How I Became a Writer Part 1

How & Why I Became a Writer: Part 1 – by Deborah Levine

I’m often asked how I became an award-winning writer and I finally decided to share that story. My passion for writing began as a passion for reading. Growing up in Bermuda in the 1950s there was no television and little radio. My ivy-league educated parents read to me and my brother every night. Journeys through Bookland was my favorite collection of folk tales from around the world and mythology from Thor to Zeus. I imagined mermaids in the ocean that surrounded us, goblins underneath the mini-drawbridge, faeries in the lightning-bug swarms, and trolls under my bed. We learned the alphabet early in colonial British schools, and I learned my letters faster than most. (Please forgive me Jeffrey for drawing letters in charcoal all over your parents’ house and thanks for not telling the police I was hiding under the bed with the trolls.)

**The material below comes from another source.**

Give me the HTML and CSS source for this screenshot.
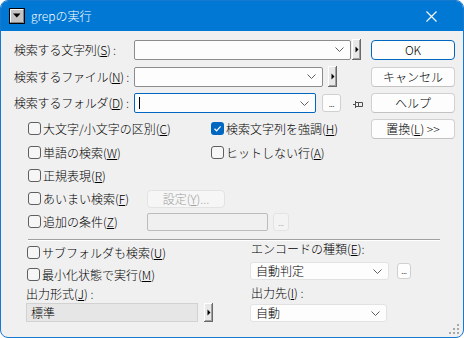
FILE: index.html
```html
<!DOCTYPE html>
<html lang="ja">
<head>
<meta charset="utf-8">
<title>grepの実行</title>
<link rel="stylesheet" href="styles.css">
</head>
<body>
<div class="window">
  <div class="titlebar">
    <span class="sysicon"><svg width="16" height="16" viewBox="0 0 16 16"><rect x="0.5" y="0.5" width="15" height="15" fill="#c4c4c4" stroke="#000"/><path d="M1.5 14V1.5H14" stroke="#fff" fill="none"/><path d="M14.5 1.5V14.5H1.5" stroke="#808080" fill="none"/><path d="M4 5.5h7.5L7.75 9.5z" fill="#000"/></svg></span>
    <span class="title">grepの実行</span>
    <span class="close"><svg width="11" height="11" viewBox="0 0 11 11"><path d="M0.5 0.5L10.5 10.5M10.5 0.5L0.5 10.5" stroke="#fff" stroke-width="1.1"/></svg></span>
  </div>
  <div class="content">
    <div class="top">
      <div class="row">
        <span class="flabel">検索する文字列(<u>S</u>) :</span>
        <div class="combo edit w1"><span class="chev"><svg width="9" height="5" viewBox="0 0 9 5"><path d="M0.5 0.5L4.5 4.5L8.5 0.5" stroke="#606060" fill="none"/></svg></span></div>
        <span class="spin g1"><svg width="9" height="21" viewBox="0 0 9 21"><path d="M3.5 7.5L6.5 10.5L3.5 13.5z" fill="#000"/></svg></span>
      </div>
      <button class="btn default">OK</button>

      <div class="row">
        <span class="flabel">検索するファイル(<u>N</u>) :</span>
        <div class="combo edit w2"><span class="chev"><svg width="9" height="5" viewBox="0 0 9 5"><path d="M0.5 0.5L4.5 4.5L8.5 0.5" stroke="#606060" fill="none"/></svg></span></div>
        <span class="spin g2"><svg width="9" height="21" viewBox="0 0 9 21"><path d="M3.5 7.5L6.5 10.5L3.5 13.5z" fill="#000"/></svg></span>
      </div>
      <button class="btn">キャンセル</button>

      <div class="row">
        <span class="flabel">検索するフォルダ(<u>D</u>) :</span>
        <div class="combo edit focus w3"><span class="caret"></span><span class="chev"><svg width="9" height="5" viewBox="0 0 9 5"><path d="M0.5 0.5L4.5 4.5L8.5 0.5" stroke="#606060" fill="none"/></svg></span></div>
        <button class="dots g3">...</button>
        <span class="pin"><svg width="10" height="9" viewBox="0 0 10 9"><path d="M0 4.5H3M2.5 1V8M3 2.5H9.5M3 6.5H9.5M5.5 2.5V6.5M9.5 2.5V6.5" stroke="#505050" fill="none"/></svg></span>
      </div>
      <button class="btn">ヘルプ</button>

      <div class="row cbrow">
        <label class="cb"><span class="box"></span>大文字/小文字の区別(<u>C</u>)</label>
        <label class="cb"><span class="box checked"><svg width="13" height="13" viewBox="0 0 13 13"><path d="M3.5 6.8L5.6 8.8L9.6 4.3" stroke="#fff" stroke-width="1.2" fill="none"/></svg></span>検索文字列を強調(<u>H</u>)</label>
      </div>
      <button class="btn">置換(<u>L</u>) &gt;&gt;</button>

      <div class="row cbrow">
        <label class="cb"><span class="box"></span>単語の検索(<u>W</u>)</label>
        <label class="cb"><span class="box"></span>ヒットしない行(<u>A</u>)</label>
      </div>

      <div class="row cbrow">
        <label class="cb"><span class="box"></span>正規表現(<u>R</u>)</label>
      </div>

      <div class="row cbrow narrow">
        <label class="cb"><span class="box"></span>あいまい検索(<u>F</u>)</label>
        <button class="btn disabled setting">設定(<u>Y</u>)...</button>
      </div>

      <div class="row cbrow narrow">
        <label class="cb"><span class="box"></span>追加の条件(<u>Z</u>)</label>
        <div class="inline">
          <div class="dinput"></div>
          <button class="dots disabled g4">...</button>
        </div>
      </div>
    </div>

    <div class="sep"></div>

    <div class="bottom">
      <div class="bleft">
        <div class="brow r1"><label class="cb"><span class="box"></span>サブフォルダも検索(<u>U</u>)</label></div>
        <div class="brow r2"><label class="cb"><span class="box"></span>最小化状態で実行(<u>M</u>)</label></div>
        <div class="brow r3">出力形式(<u>J</u>) :</div>
        <div class="brow r4">
          <div class="flat">標準</div>
          <span class="spin g5"><svg width="9" height="19" viewBox="0 0 9 19"><path d="M3.5 6.5L6.5 9.5L3.5 12.5z" fill="#000"/></svg></span>
        </div>
      </div>
      <div class="bright">
        <div class="rlabel l1">エンコードの種類(<u>E</u>):</div>
        <div class="rrow">
          <div class="combo list w5">自動判定<span class="chev"><svg width="9" height="5" viewBox="0 0 9 5"><path d="M0.5 0.5L4.5 4.5L8.5 0.5" stroke="#606060" fill="none"/></svg></span></div>
          <button class="dots g6">...</button>
        </div>
        <div class="rlabel l2">出力先(<u>I</u>) :</div>
        <div class="rrow r6">
          <div class="combo list w6">自動<span class="chev"><svg width="9" height="5" viewBox="0 0 9 5"><path d="M0.5 0.5L4.5 4.5L8.5 0.5" stroke="#606060" fill="none"/></svg></span></div>
        </div>
      </div>
    </div>
  </div>
  <span class="grip"><svg width="10" height="10" viewBox="0 0 10 10"><g fill="#a8a8a8"><rect x="8" y="0" width="2" height="2"/><rect x="4" y="4" width="2" height="2"/><rect x="8" y="4" width="2" height="2"/><rect x="0" y="8" width="2" height="2"/><rect x="4" y="8" width="2" height="2"/><rect x="8" y="8" width="2" height="2"/></g></svg></span>
</div>
</body>
</html>
```

FILE: styles.css
```css
* { box-sizing: border-box; }
html, body { margin: 0; padding: 0; background: #ffffff; }
body {
  font-family: "Noto Sans CJK JP", "Noto Sans", sans-serif;
  font-size: 12px;
  font-weight: 300;
  line-height: 16px;
  color: #000;
}
u { text-decoration: underline; text-underline-offset: 1px; text-decoration-thickness: 1px; }

.window {
  position: relative;
  width: 464px;
  height: 338px;
  border: 1px solid #1778d0;
  border-radius: 8px;
  background: #f0f0f0;
  overflow: hidden;
}

.titlebar {
  height: 30px;
  background: #0078d4;
  display: flex;
  align-items: center;
  padding-left: 8px;
  color: #fff;
}
.sysicon { display: block; width: 16px; height: 16px; }
.sysicon svg, .close svg, .spin svg, .pin svg, .grip svg, .chev svg, .box svg { display: block; }
.title { margin-left: 6px; font-size: 12px; }
.close { margin-left: auto; margin-right: 26px; width: 11px; height: 11px; }

.content { padding: 5px 8px 0 13px; }

.top {
  display: grid;
  grid-template-columns: 357px 84px;
  grid-template-rows: 27px 27px 26px 25px 23px 23px 23px 23px;
}
.row { grid-column: 1; display: flex; align-items: center; }
.flabel { flex: 0 0 120px; white-space: nowrap; letter-spacing: -0.2px; }

button { font: inherit; color: inherit; margin: 0; }

.btn {
  grid-column: 2;
  align-self: center;
  width: 84px;
  height: 20px;
  padding: 0;
  border: 1px solid #d0d0d0;
  border-bottom-color: #c2c2c2;
  border-radius: 4px;
  background: #fdfdfd;
  display: flex;
  align-items: center;
  justify-content: center;
  white-space: nowrap;
}
.btn.default { border-color: #0067c0; }
.btn.disabled { color: #a0a0a0; border-color: #e3e3e3; background: #f6f6f6; }
.btn.setting { width: 78px; height: 18px; }

.combo {
  position: relative;
  display: flex;
  align-items: center;
  height: 20px;
  background: #fdfdfd;
  border: 1px solid #8c8c8c;
  border-radius: 2px;
  flex: none;
}
.combo.focus { border-color: #0067c0; }
.combo.list { height: 18px; border-color: #e2e2e2; border-radius: 3px; padding-left: 5px; }
.chev { margin-left: auto; margin-right: 6px; }
.caret { display: block; width: 1px; height: 12px; background: #000; margin-left: 4px; }
.w1 { width: 217px; }
.w2 { width: 189px; }
.w3 { width: 182px; }
.w5 { width: 139px; }
.w6 { width: 137px; }

.spin {
  display: block;
  flex: none;
  width: 9px;
  height: 21px;
  background: #e8e8e8;
  box-shadow: inset -1px -1px #696969, inset 1px 1px #ffffff, inset -2px -2px #a0a0a0;
}
.g1 { margin-left: 1px; }
.g2 { margin-left: 5px; }
.g5 { margin-left: 6px; height: 19px; }

.dots {
  flex: none;
  padding: 0;
  background: #fdfdfd;
  border: 1px solid #d0d0d0;
  border-radius: 3px;
  font-size: 9px;
  line-height: 9px;
  display: flex;
  align-items: flex-end;
  justify-content: center;
  padding-bottom: 3px;
  letter-spacing: -0.5px;
}
.dots.disabled { color: #a0a0a0; border-color: #e3e3e3; background: #f3f3f3; }
.g3 { margin-left: 6px; width: 19px; height: 18px; }
.g4 { margin-left: 5px; width: 16px; height: 18px; }
.g6 { margin-left: 8px; width: 14px; height: 16px; }

.pin { display: block; margin-left: 12px; margin-top: 2px; }

.cbrow { display: grid; grid-template-columns: 183px auto; align-items: center; padding-left: 14px; }
.cbrow.narrow { grid-template-columns: 119px auto; }
.cb { display: flex; align-items: center; white-space: nowrap; }
.box {
  flex: none;
  width: 13px;
  height: 13px;
  margin-right: 2px;
  border: 1px solid #5f5f5f;
  border-radius: 3px;
  background: #f6f6f6;
}
.box.checked { background: #0067c0; border: none; }

.inline { display: flex; align-items: center; }
.dinput { width: 121px; height: 18px; border: 1px solid #bcbcbc; border-radius: 2px; background: #f0f0f0; }

.sep {
  margin: 6px 0 0 14px;
  width: 412px;
  height: 2px;
  border-top: 1px solid #a0a0a0;
  border-bottom: 1px solid #ffffff;
}

.bottom { display: flex; padding-left: 12px; }
.bleft { width: 224px; }
.bright { width: 200px; }
.brow { display: flex; align-items: center; white-space: nowrap; }
.brow .cb { margin-left: 1px; }
.r1 { height: 23px; }
.r2 { height: 21px; }
.r3 { height: 17px; }
.r4 { margin-top: 1px; height: 19px; }
.flat {
  width: 172px;
  height: 19px;
  background: #e6e6e6;
  border: 1px solid #d2d2d2;
  padding-left: 4px;
  display: flex;
  align-items: center;
}

.rlabel { height: 16px; padding-left: 1px; white-space: nowrap; }
.l2 { margin-top: 5px; }
.rrow { display: flex; align-items: center; margin-top: 5px; height: 18px; }
.r6 { margin-top: 3px; }

.grip { position: absolute; right: 4px; bottom: 3px; }
```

I was reading on my own by age four, driving my mother nuts by turning on the bedside lamp at midnight to read just a few more pages of The Secret Garden. Then there was the time that I snuck down to the kitchen in the middle of the night, fetched myself some butterscotch pudding and a flashlight. I was happily reading and slurping under the covers until I got busted. The babysitter, Harry Mitchell from next door, caught me, uncovered my little hive, loomed his 6’2” self over me and yelled, What the Hell do you think you’re doing!?!”
Coming to America was a painful ejection from Fairyland, but public libraries did help. Dad took us there every weekend and we weren’t allowed to leave without at least one book. Couldn’t decide? He’d decide for you and I ended up with Gone with the Wind, Madame Bovary, The Brothers Karamazov, and… Well, you get the picture. As the years went by, every room in our house was full of books. There was Lady Chatterly’s Lover which I stole from my brother’s room and hid under my bed, The Alexandria Quarter by Lawrence Durrell which shaped my future writing with its multidimensional structure, and The Diary of Anne Frank which my father refused to discuss, leaving me curious forever.
When we first came to the States, I wrote to my grandparents back in Bermuda, but never considered that to be “writing.”  Letters were just part of life, as was proper English. I was horrified by what I considered American illiteracy. My mother was a teacher and it seemed natural to set up a school on the sidewalk to teach writing and grammar to neighborhood kids. Ever the perfectionist, I was merciless in grading even at age ten.
Only with my private diary did I actually write. Everyday I documented what I’d done. I imagined my future over and over again, even writing my Last Will and Testament. I plotted against classmates who ridiculed me for my Britishisms. The diary housed my girlish dreams. I named it Lori and drew a mermaid on the cover. The habit of writing and drawing pictures never left me. My father almost fell off his chair over my fourth grade book report on Rev. Henry Ward Beecher, a notorious ladies man. The report cover featured Beecher in a pastoral outfit flanked by a chicken and a hot babe in a bikini with the title, Thus did the Hen Reward Beecher.
Playing with writing assignments became the norm in high school.
Some teachers, like Mr. Resnik whose mother was a playwright, loved it and would egg me on. But my French teacher wrote Mon Dieu! Sacre Bleu! in red across my more daring essays and my English teacher almost flunked me. I hunkered down and began writing for myself: poems, short stories, and fantasies. When interviewed for Advanced Placement English as a senior, I was asked whether I could tolerate getting mediocre grades, given the so-so recommendations of many of my teachers. Here’s where I made a giant leap and responded quite truthfully and totally unplanned, “I don’t care about the grade. Just release me from the prison of high school English and give me freedom to write.” That was the year that the school newspaper approached me to publish one of my short stories. It would be decades before I’d call myself a writer, but the journey had begun.